City Hall

Council, Mayor Disagree Over City's Legislative Agenda

By Erica C. Barnett November 29, 2010

Both the city council and Mayor Mike McGinn's office declared themselves perplexed this morning at the process behind the adoption of the city's legislative agenda---the list of priorities the city will push when the state legislature meets in January.

Ordinarily, the mayor sends his legislative agenda to the council, and the council amends that agenda over the course of several weeks. What was different this time is that the agenda the council introduced this morning did not come directly from the mayor's office; rather, it was introduced by the council itself. McGinn's office has accused the council of hijacking the agenda; this morning, mayoral spokesman Aaron Pickus said Conlin and the council had "decided to introduce their own agenda" in lieu of the mayor's. McGinn sent his agenda to the council this morning, about a week later than he typically would have; Pickus blamed the holiday week and the snowstorm for the delay.
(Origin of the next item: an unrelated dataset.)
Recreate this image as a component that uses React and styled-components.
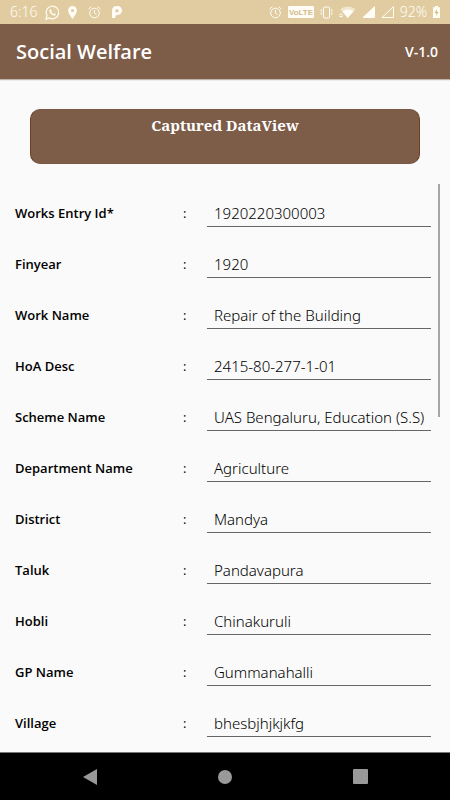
import React from "react";
import styled, { createGlobalStyle } from "styled-components";

const brown = "#7d5c48";

const GlobalStyle = createGlobalStyle`
  * {
    box-sizing: border-box;
  }

  body {
    margin: 0;
    background: #fafafa;
    color: #000;
    font-family: "Open Sans", "Noto Sans", sans-serif;
  }
`;

const Screen = styled.div`
  height: 100vh;
  display: flex;
  flex-direction: column;
`;

const StatusBar = styled.div`
  flex: none;
  height: 24px;
  padding: 0 10px;
  display: flex;
  align-items: center;
  justify-content: space-between;
  background: #e1cca1;
  color: #fffdf6;
  font-size: 14px;
  line-height: 24px;
`;

const StatusGroup = styled.div`
  display: flex;
  align-items: center;
  gap: ${props => props.$gap};
`;

const Icon = styled.svg`
  display: block;
  flex: none;
  overflow: visible;
`;

const AppBar = styled.header`
  flex: none;
  height: 55px;
  padding: 0 12px 0 16px;
  display: flex;
  align-items: center;
  justify-content: space-between;
  background: ${brown};
  color: #fff;
  box-shadow: 0 1px 1px rgba(80, 50, 30, 0.35);
`;

const Title = styled.h1`
  margin: 0;
  font-size: 20px;
  font-weight: 600;
`;

const Version = styled.span`
  font-size: 14px;
  font-weight: 600;
`;

const Content = styled.main`
  flex: 1;
  min-height: 0;
  display: flex;
  flex-direction: column;
`;

const Banner = styled.h2`
  flex: none;
  height: 55px;
  margin: 30px 30px 20px;
  padding-top: 5px;
  border: 1px solid;
  border-color: #795743 #6b4122;
  border-radius: 10px;
  background: ${brown};
  color: #fff;
  font-family: "Noto Serif", "Droid Serif", "DejaVu Serif", serif;
  font-size: 15px;
  font-weight: 700;
  line-height: 20px;
  text-align: center;
`;

const ListArea = styled.div`
  flex: 1;
  min-height: 0;
  position: relative;
  overflow: hidden;
`;

const Form = styled.form`
  padding: 0 19px 0 15px;
`;

const Row = styled.div`
  height: 51px;
  display: flex;
  align-items: flex-end;
  padding-bottom: 8px;
`;

const Label = styled.label`
  width: 168px;
  font-size: 13px;
  font-weight: 600;
  line-height: 27px;
`;

const Colon = styled.span`
  width: 24px;
  font-size: 13px;
  line-height: 27px;
`;

const Field = styled.input`
  flex: 1;
  min-width: 0;
  height: 25px;
  padding: 0 0 2px 7px;
  border: 0;
  border-bottom: 1px solid #666;
  border-radius: 0;
  outline: none;
  background: transparent;
  color: #000;
  font-family: "Noto Sans", "Open Sans", sans-serif;
  font-size: 15px;
  font-weight: 300;
`;

// overlay thumb, sits over the list
const ScrollThumb = styled.div`
  position: absolute;
  top: 0;
  right: 10px;
  width: 2px;
  height: 41%;
  background: #a6a6a6;
`;

const NavBar = styled.nav`
  flex: none;
  height: 48px;
  display: flex;
  justify-content: center;
  gap: 87px;
  border-top: 1px solid #777;
  background: #000;
`;

const NavButton = styled.button`
  width: 48px;
  padding: 0;
  border: 0;
  background: none;
  display: flex;
  align-items: center;
  justify-content: center;
`;

const StatusText = styled.span`
  font-family: "Noto Sans", "Open Sans", sans-serif;
  font-weight: 300;
`;

const fields = [
  { id: "entryId", label: "Works Entry Id*", value: "1920220300003" },
  { id: "finyear", label: "Finyear", value: "1920" },
  { id: "workName", label: "Work Name", value: "Repair of the Building" },
  { id: "hoaDesc", label: "HoA Desc", value: "2415-80-277-1-01" },
  { id: "scheme", label: "Scheme Name", value: "UAS Bengaluru, Education (S.S)" },
  { id: "department", label: "Department Name", value: "Agriculture" },
  { id: "district", label: "District", value: "Mandya" },
  { id: "taluk", label: "Taluk", value: "Pandavapura" },
  { id: "hobli", label: "Hobli", value: "Chinakuruli" },
  { id: "gpName", label: "GP Name", value: "Gummanahalli" },
  { id: "village", label: "Village", value: "bhesbjhjkjkfg" }
];

const WhatsAppIcon = () => (
  <Icon width="15" height="15" viewBox="0 0 15 15" fill="none" stroke="currentColor">
    <path d="M1 14l1-3.4A6.3 6.3 0 1 1 4.500 13z" strokeWidth="1.200" />
    <path
      d="M5.300 3.900l-.9 1c-.4 2.600 3.200 6 5.600 5.700l1.100-1.200-1.800-1.200-.9.8c-1-.4-1.900-1.300-2.200-2.200l.7-.9z"
      fill="currentColor"
      stroke="none"
    />
  </Icon>
);

const PinIcon = () => (
  <Icon width="9" height="13" viewBox="0 0 9 13" fill="currentColor">
    <path
      fillRule="evenodd"
      d="M4.500 0A4.400 4.400 0 0 0 .1 4.400C.1 7.500 4.500 12.800 4.500 12.800S8.900 7.500 8.900 4.400A4.400 4.400 0 0 0 4.500 0zM4.500 2.900a1.600 1.600 0 1 1 0 3.200 1.600 1.600 0 0 1 0-3.200z"
    />
  </Icon>
);

const AlarmIcon = () => (
  <Icon width="13" height="13" viewBox="0 0 13 13" fill="none" stroke="currentColor">
    <circle cx="6.500" cy="7" r="4.800" />
    <path d="M6.500 4v3.200l2 1.200M.6 3L3.400.7M12.400 3L9.600.7" />
  </Icon>
);

const ParkingIcon = () => (
  <Icon width="10" height="12" viewBox="0 0 10 12" fill="currentColor">
    <path
      fillRule="evenodd"
      d="M0 4.600A4.500 4.500 0 0 1 4.500 0h1a4.500 4.500 0 0 1 0 9H4.200L3 12H0zM4.700 3.200a1.300 1.300 0 0 0-1.300 1.400v1.700h1.800a1.500 1.500 0 0 0 0-3.100z"
    />
  </Icon>
);

const VolteIcon = () => (
  <Icon width="26" height="12" viewBox="0 0 26 12">
    <rect width="26" height="12" rx="1" fill="currentColor" />
    <text
      x="13"
      y="9"
      textAnchor="middle"
      fontFamily="Liberation Sans, sans-serif"
      fontSize="8"
      fontWeight="700"
      fill="#d3bc8e"
    >
      VoLTE
    </text>
  </Icon>
);

const VibrateIcon = () => (
  <Icon width="13" height="13" viewBox="0 0 13 13" fill="none" stroke="currentColor">
    <rect x="3.500" y="1" width="6" height="11" rx="1" />
    <path d="M1.800 3l-1 1.200 1 1.200-1 1.200 1 1.200-1 1.200M11.200 3l1 1.200-1 1.200 1 1.200-1 1.200 1 1.200" />
  </Icon>
);

const WifiIcon = () => (
  <Icon width="17" height="12" viewBox="0 0 17 12">
    <path d="M1.300 3.300a11.200 11.200 0 0 1 15 0L8.800 12z" fill="currentColor" opacity="0.55" />
    <path d="M3.300 5.500a8.200 8.200 0 0 1 11 0L8.800 12z" fill="currentColor" />
    <path d="M.5 9.500l1.500-2 1.500 2M.5 10.500h3" fill="none" stroke="currentColor" />
  </Icon>
);

const SignalIcon = ({ empty }) => (
  <Icon width="13" height="12" viewBox="0 0 13 12">
    <path
      d="M1 11.500L12.500.7v10.800z"
      fill={empty ? "none" : "currentColor"}
      stroke="currentColor"
    />
  </Icon>
);

const BatteryIcon = () => (
  <Icon width="7" height="12" viewBox="0 0 7 12">
    <path d="M2 0h3v1.200h2V12H0V1.200h2z" fill="currentColor" />
    <path d="M4 3L1.500 7h1.800L3 10l2.500-4H3.700z" fill="#d3b878" />
  </Icon>
);

const App = () => (
  <Screen>
    <GlobalStyle />
    <StatusBar>
      <StatusGroup $gap="8px">
        <StatusText>6:16</StatusText>
        <WhatsAppIcon />
        <StatusGroup $gap="11px">
          <PinIcon />
          <AlarmIcon />
          <ParkingIcon />
        </StatusGroup>
      </StatusGroup>
      <StatusGroup $gap="6px">
        <AlarmIcon />
        <VolteIcon />
        <VibrateIcon />
        <WifiIcon />
        <SignalIcon />
        <SignalIcon empty />
        <StatusText>92%</StatusText>
        <BatteryIcon />
      </StatusGroup>
    </StatusBar>
    <AppBar>
      <Title>Social Welfare</Title>
      <Version>V-1.0</Version>
    </AppBar>
    <Content>
      <Banner>Captured DataView</Banner>
      <ListArea>
        <Form>
          {fields.map(field => (
            <Row key={field.id}>
              <Label htmlFor={field.id}>{field.label}</Label>
              <Colon>:</Colon>
              <Field id={field.id} type="text" defaultValue={field.value} />
            </Row>
          ))}
        </Form>
        <ScrollThumb />
      </ListArea>
    </Content>
    <NavBar>
      <NavButton type="button" aria-label="Back">
        <Icon width="14" height="16" viewBox="0 0 14 16" fill="#999">
          <path d="M0 8L14 0v16z" />
        </Icon>
      </NavButton>
      <NavButton type="button" aria-label="Home">
        <Icon width="14" height="14" viewBox="0 0 14 14" fill="#999">
          <circle cx="7" cy="7" r="7" />
        </Icon>
      </NavButton>
      <NavButton type="button" aria-label="Recent apps">
        <Icon width="15" height="15" viewBox="0 0 15 15" fill="#999">
          <rect width="15" height="15" rx="1" />
        </Icon>
      </NavButton>
    </NavBar>
  </Screen>
);

export default App;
In many ways, the story is a tempest in a teapot: The council and mayor have been working together for the past several weeks to reconcile their differences over the city's legislative agenda, which are well known. McGinn, as we noted
several weeks ago, wants the agenda to include getting rid of a provision putting Seattle-area taxpayers on the hook for cost overruns on the deep-bore tunnel; the council wants to take a softer stance. Additionally, McGinn wants the legislature ensure that the 520 bridge replacement can accommodate light rail; to ban assault weapons; to fund the Neighborhood Corrections Initiative (which I wrote about here); and to fully fund the state's housing trust fund. (McGinn's agenda, unlike the council's, also does not include any mention of modifying the state's "three strikes" law.) "This has been going back and forth for at least a month," council member Tim Burgess says.

Council president Richard Conlin, whose office (along with the mayor) was responsible for putting the agenda together, said the council's agenda was tightly focused on the five most critical agenda items: Protecting key items in the state's budget; securing the ability to raise new revenues locally; securing funding for King County Metro; defending the city against legislation that puts it on the hook for tunnel overruns; and addressing criminal justice issues "related to juvenile gun possession penalties, vehicular homicide and modifications to the state’s 'Three Strikes' law."

Despite their disagreements over the mayor's priorities, the council seems unlikely to hire its own lobbyist, as they did last year. The city's Office of Intergovernmental Relations, which serves as the lobbying shop for the mayor and the council, just hired a second lobbyist, Jasmin Weaver, to represent the city in Olympia.